We see that the data set is rather small (469 images) and has already been divided into 3 sub subsets.

In [3]:
for kind in ['train', 'valid', 'test']:
    path = base_path / kind
    num = sum(1 for _ in path.glob('**/*.png'))
    print(f'{kind}: {num} images')

train: 280 images
valid: 139 images
test: 50 images


## Step 2: Set up a pretrained model<a name="step-1.2"></a> ([top](#top-1))
---

In [4]:
# 3rd party.
import tensorflow as tf
import tensorflow_hub as hub

We decide to use the MobileNet v2 CNN model from TensorFlow Hub.

In [5]:
# MobileNet V2.
# (An updated implementation exists but it requires TF 1.5 or TF 2.)
MOBILENET_V2_VERSION = 3  # implementation version
MOBILENET_V2_URL = f'https://tfhub.dev/google/imagenet/mobilenet_v2_100_224/feature_vector/{MOBILENET_V2_VERSION}'

We download and setup the pretrained model.

In [6]:
# Create graph.
img_graph = tf.Graph()

with img_graph.as_default():
    # Download module.
    module_url = MOBILENET_V2_URL
    module = hub.Module(module_url)
    
    # Get the expected size.
    height, width = hub.get_expected_image_size(module)
    
    # Create an input placeholder.
    # n [samples] x height [pixels] x width [pixels] x 3 [color channels]
    input_imgs = tf.placeholder(dtype=tf.float32, shape=[None, height, width, 3])
    
    # Get a node with the features.
    imgs_features = module(input_imgs)
    
    # Collect initializers.
    init_op = tf.group([
        tf.global_variables_initializer(), tf.tables_initializer()
    ])
    
img_graph.finalize()  # Make the graph "read-only".
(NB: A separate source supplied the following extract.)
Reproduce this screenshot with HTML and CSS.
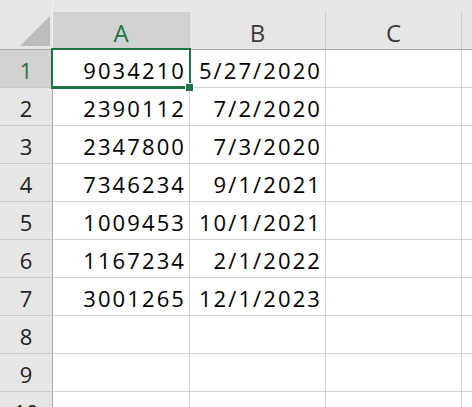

INFO:tensorflow:Using /var/folders/nv/rl462mms4sg561l5l80lhh_hqg2chr/T/tfhub_modules to cache modules.
INFO:tensorflow:Saver not created because there are no variables in the graph to restore


## Step 3: Extract features<a name="step-1.3"></a> ([top](#top-1))
---

In [7]:
# Standard library.
import os
import pathlib
import typing as T

# 3rd party.
import numpy as np
import PIL as pil

As per the documentation of MobileNet v2, we need to resize images and scale color channels:

> The input images are expected to have color values in the range [0,1], following the common image input conventions. For this module, the size of the input images is fixed to height x width = 224 x 224 pixels.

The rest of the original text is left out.